At the western beach, Vesterstrand are some very
picturesque beach houses. They belong to Ærø-families, who use them for their beach trips.
Marstal is the best preserved skipperby (captain's town) in the Funen archipelago. Here was a flowering shipping in the 1700s. The sailors transported agricultural articles in the Danish south sea and into
the Baltic and southern Norway.In the middle of the
1800s many 2 and 3-master schooners set out on a long voyage to places like Marokko, Rio Grande and Arkhangelsk. The shipping had 300 ships and was the largest next to Copenhagen.

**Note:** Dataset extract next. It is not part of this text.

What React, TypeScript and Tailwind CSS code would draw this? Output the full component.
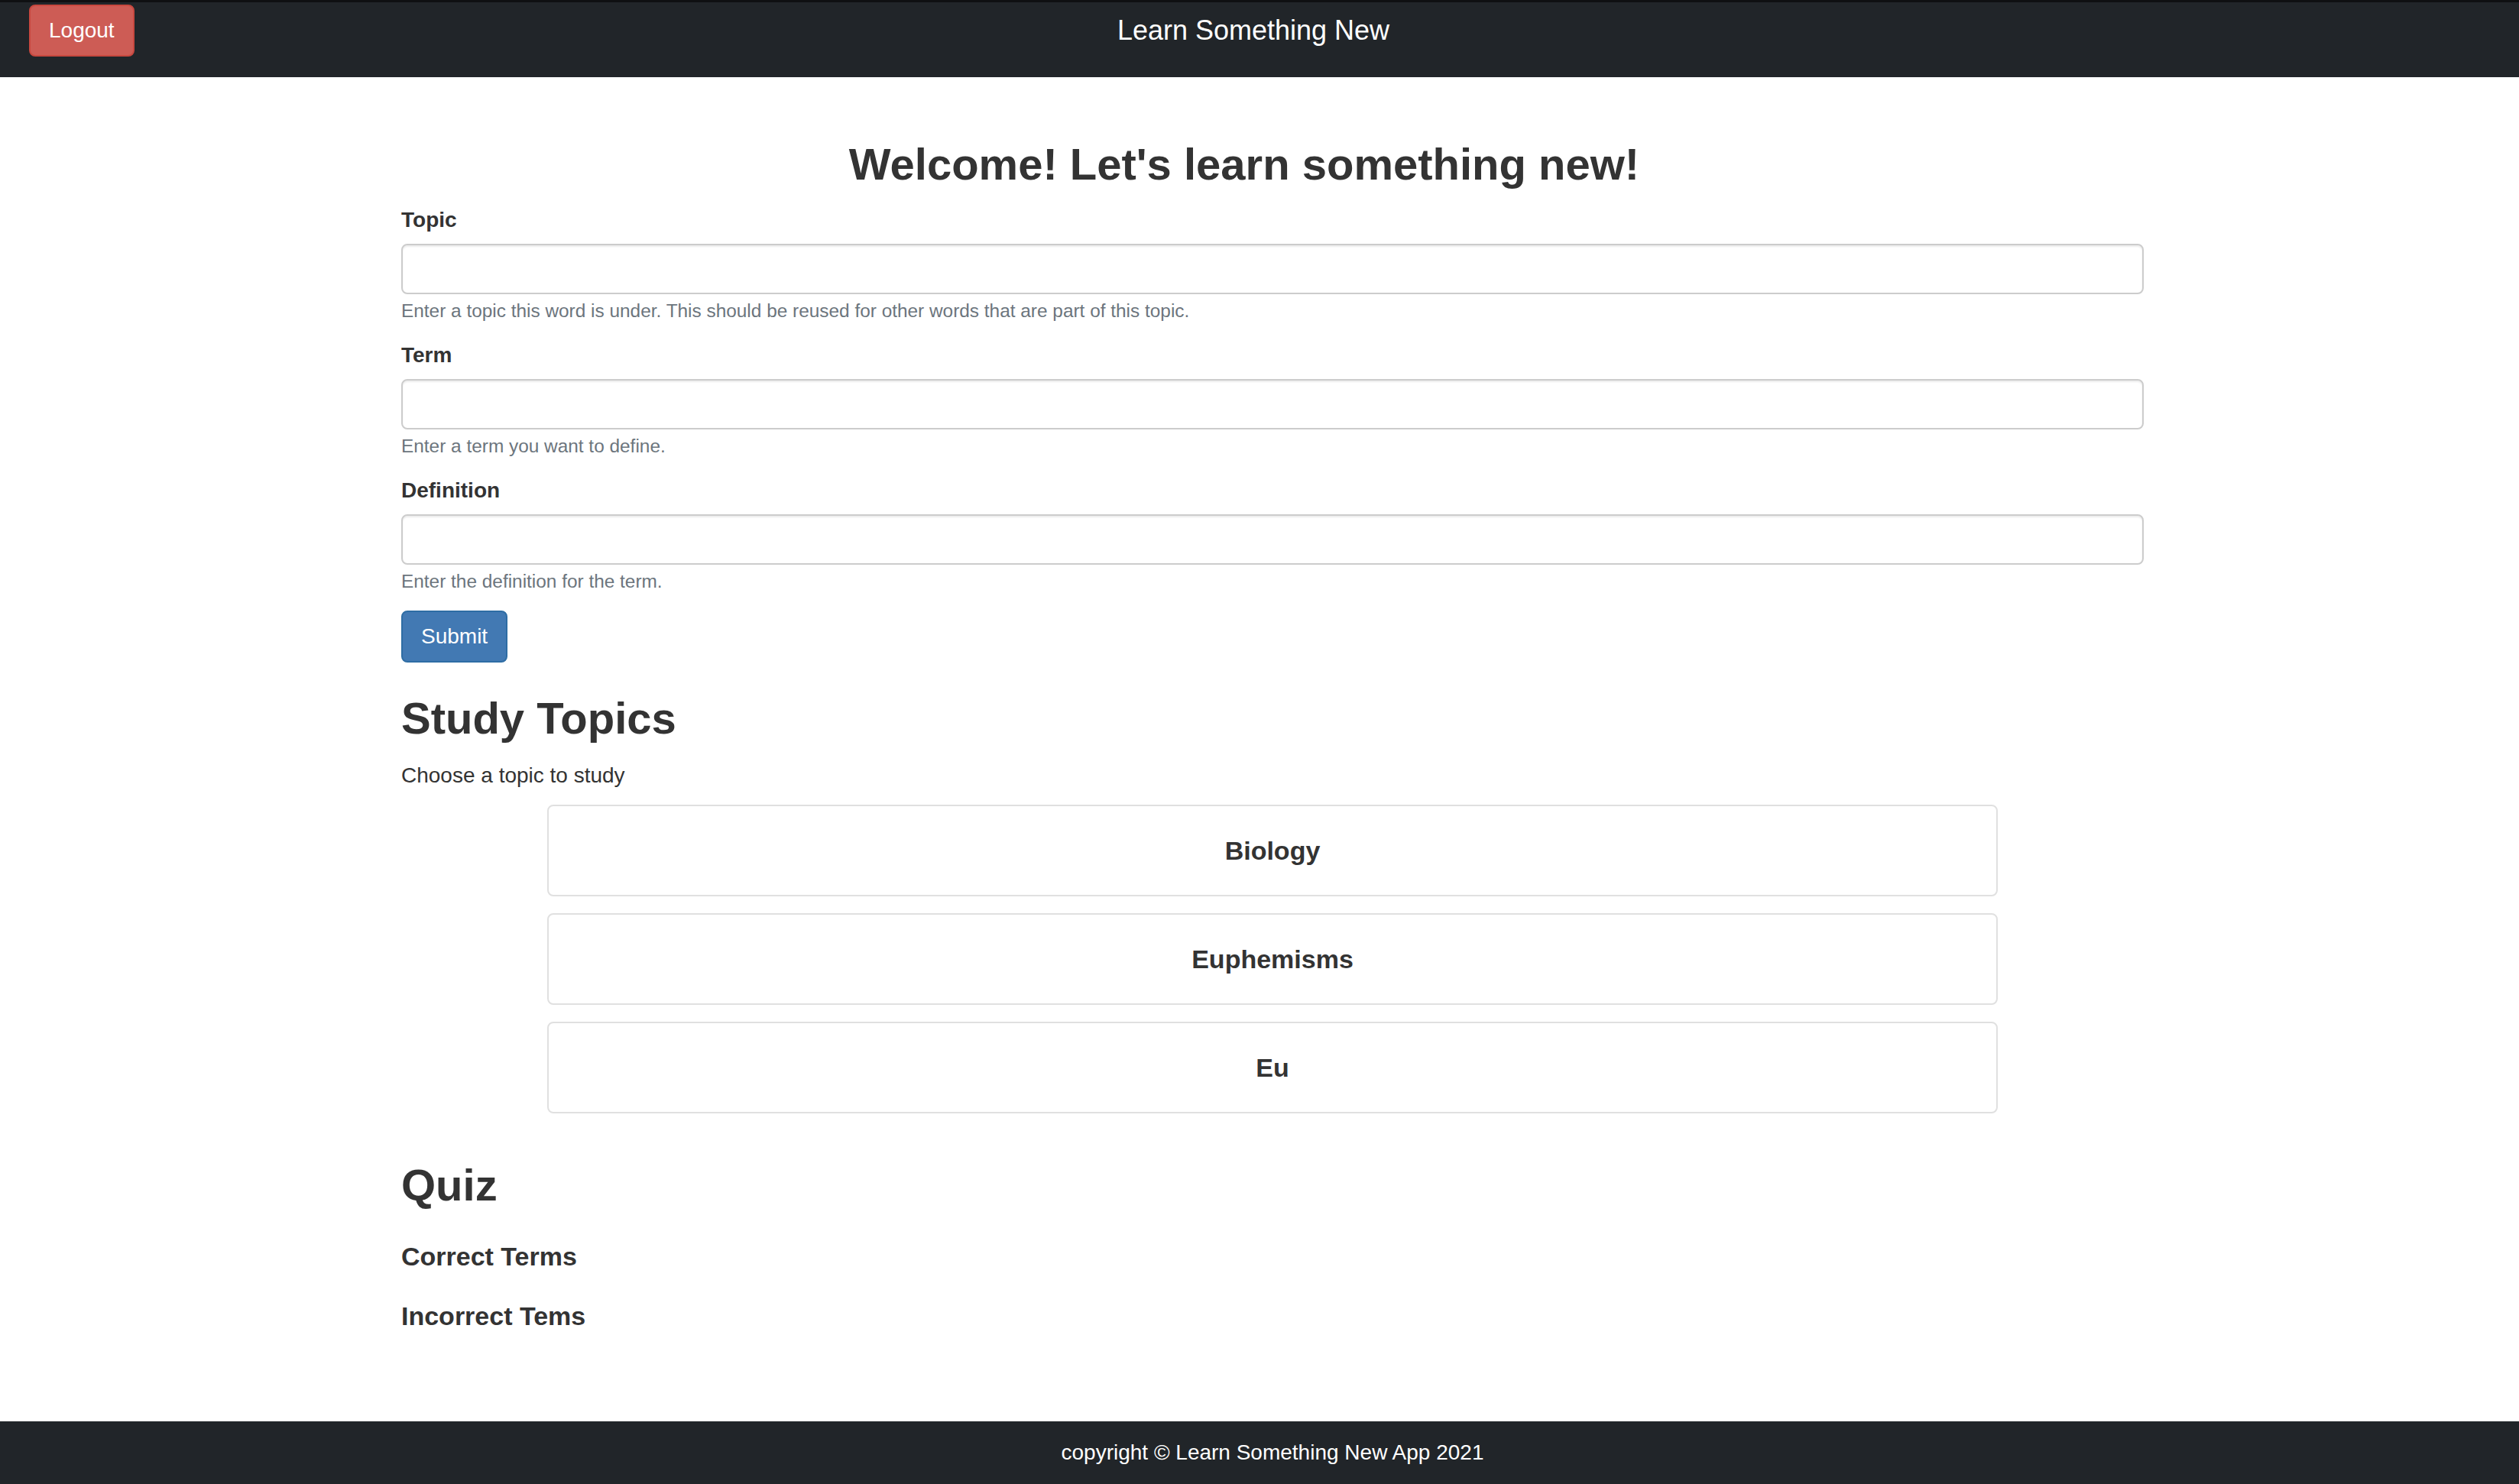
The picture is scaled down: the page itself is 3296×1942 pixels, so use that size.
const fields = [
  { label: "Topic", help: "Enter a topic this word is under. This should be reused for other words that are part of this topic." },
  { label: "Term", help: "Enter a term you want to define." },
  { label: "Definition", help: "Enter the definition for the term." },
]

const topics = ["Biology", "Euphemisms", "Eu"]

export default function App() {
  return (
    <div className="min-h-screen flex flex-col bg-white text-[#333] font-['Liberation_Sans',Arial,sans-serif]">
      {/* Navbar */}
      <nav className="h-[101px] bg-[#212529] border-t-[3px] border-[#0f1012] grid grid-cols-[1fr_auto_1fr]">
        <div className="pl-[38px] pt-[3px]">
          <button className="h-[68px] px-6 rounded-[8px] bg-[#cd5c55] border-2 border-[#c8483f] text-white text-[28px] leading-[40px]">
            Logout
          </button>
        </div>
        <div className="pt-[15px] pr-4 text-white text-[36px] leading-[44px]">Learn Something New</div>
        <div />
      </nav>

      {/* Main */}
      <main className="flex justify-center pl-[34px]">
        <div className="w-[2280px] flex flex-col">
          <h2 className="mt-[81px] pr-[74px] text-center text-[58px] leading-[66px] font-bold">
            Welcome! Let's learn something new!
          </h2>

          <form className="mt-[20px] flex flex-col gap-[21px]" onSubmit={(e) => e.preventDefault()}>
            {fields.map((f) => (
              <div key={f.label} className="flex flex-col">
                <label className="text-[28px] leading-[40px] font-bold mb-[11px]">{f.label}</label>
                <input
                  type="text"
                  className="h-[66px] w-full rounded-[8px] border-2 border-[#cccccc] bg-white px-6 text-[28px] shadow-[inset_0_2px_2px_rgba(0,0,0,0.075)] outline-none"
                />
                <small className="mt-[5px] text-[24.4px] leading-[34px] text-[#6c757d]">{f.help}</small>
              </div>
            ))}
            <div>
              <button
                type="submit"
                className="h-[68px] px-6 rounded-[8px] bg-[#4279b3] border-2 border-[#2e6da4] text-white text-[28px] leading-[40px]"
              >
                Submit
              </button>
            </div>
          </form>

          {/* Study topics */}
          <h2 className="mt-[40px] text-[58px] leading-[66px] font-bold">Study Topics</h2>
          <p className="mt-[22px] text-[28px] leading-[40px]">Choose a topic to study</p>
          <div className="mt-[18px] flex flex-col gap-[22px] items-center">
            {topics.map((t) => (
              <div
                key={t}
                className="w-[1898px] h-[120px] flex items-center justify-center rounded-[8px] border-2 border-[#e0e0e0] bg-white"
              >
                <h4 className="text-[34px] leading-[44px] font-bold">{t}</h4>
              </div>
            ))}
          </div>

          {/* Quiz */}
          <h2 className="mt-[61px] text-[58px] leading-[66px] font-bold">Quiz</h2>
          <h4 className="mt-[38px] text-[34px] leading-[44px] font-bold">Correct Terms</h4>
          <h4 className="mt-[34px] text-[34px] leading-[44px] font-bold">Incorrect Tems</h4>
        </div>
      </main>

      {/* Footer */}
      <footer className="mt-auto h-[82px] bg-[#212529] flex items-center justify-center pl-[34px]">
        <span className="text-white text-[28px] leading-[40px]">copyright © Learn Something New App 2021</span>
      </footer>
    </div>
  )
}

Marstal is marked by low houses along narrow streets and alleys, leading to the harbour. The town has some maritime museums with modelships, marine paintings, bottle ships, ship's bells, compasses, figureheads etc. One of the world's largest sunlight collector systems is in Marstal with ab. 19.000 km2, which covers an important part of the town-requirements.
Voderup Klint (Cliff)
Along the southern coast of Ærø is a several km long and about 30 m high cliff, which has the form of an oversized staircase from the beach to the top of the cliff. There are often landslides after rain, and in the sunny slides grow various chalk-loving steppe plant. In April grow hairy violet and coltsfoot in the dry grass and in May-June are plants like fairy flax, milkwort, Briza medid (Lady's hair), Carline thistle and Fragaria viridis (a strawberry species).
Parking place with map, a winding path leads down across the cliff.